Señala en el poema Puntos suspensivos: “Escribir, por necedad o necesidad. Escribir con la urgencia más apremiante que te acerca y te aleja de la gente. Escribir como único verbo que invita a la acción, como primera y última devoción”. ¿Y por qué escribir, por qué esa decisión? Mosquera recuerda: “Para mí hay dos palabras, escritor y poeta, que siempre las pensé muy lejanas, y de hecho que no me hacen sentir del todo cómodo, incluso me preguntaba mucho, ¿qué te hace escritor o no escritor? ¿Escribir o publicar? Hay mucha gente que publica y que no es escritora, y hay mucha gente que escribe y publica, y nadie lo reconoce, hay un montón de aristas sobre toda esa cosa que pasa ahí, pero lo que sí sabía es que tenía una necesidad de escribir, que en mi caso empecé como a los 16 años, cuando intenté suicidarme, entonces cuando pasó el episodio, lo primero que hice fue escribir un texto sobre cómo me estaba sintiendo, nadie me dijo que lo escribiera, sino que se me ignoró, pero no escribí ‘me siento así’, sino que escribí un poema, un poema muy malo, sobre una piedra que cae en un estanque, y al otro día escribí otro texto, y otro, y otro, y empecé a sentir que tenía sentido estar vivo para escribir, literalmente, ahí sí podría decir que escribir me salvó la vida, porque sentí que lo que no le podía contar a nadie en la casa lo podía decir ahí. En la escritura había una posibilidad de sinceridad, y una posibilidad de escucha del papel que no encontraba en la gente”.
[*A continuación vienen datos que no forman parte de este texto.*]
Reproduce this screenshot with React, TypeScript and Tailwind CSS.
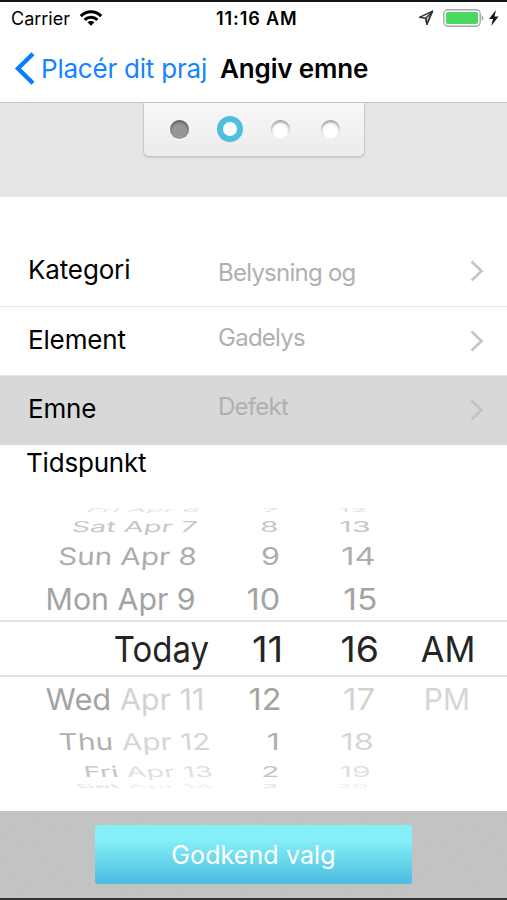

Escribir para encontrar una esperanza o un pretexto que explique el desajuste de la vida, del mundo y del tiempo al que asistimos. Esperanza que lucha constantemente con el pesimismo, con la tristeza, con una sensación inacabable de desencanto. Soñar porque no hay de otra. “La esperanza y la utopía se parecen un poco, al menos para mí, porque ambas son un motor que impulsa desde lo invisible hacia lo invisible, pero impulsa. La esperanza es necesaria, pienso, para no quedarse detenido en un punto muerto. Me gusta esa expresión coloquial española que dice “me hace ilusión” para referirse a la alegría puesta en lo que vendrá: sea un encuentro, un proyecto o un suceso. Hemos sido educados en la esperanza como último recurso ante la desesperación, por eso la buscamos: para resistir”.
Tan subestimada está, que parece que la hemos olvidado, y tan la hemos olvidado, que incluso la ignoramos cuando la tenemos en frente, pero siempre hay un salvavidas, y en los dibujos y las palabras que se toma Juan Mosquera hay algo que se va perdiendo con el paso de los años, que encuentra su punto máximo en la corta estancia de la infancia, y eso es lo que llamamos ternura: “Creo que la ternura nos redime, nos recuerda que la belleza existe, nos conforta. De todos los sentimientos creo que la ternura es la que más se asemeja al abrazo, incluso más que la solidaridad que usualmente se asocia con este gesto. La ternura nos devuelve a una provincia en que el anhelo y la ilusión son posibles”.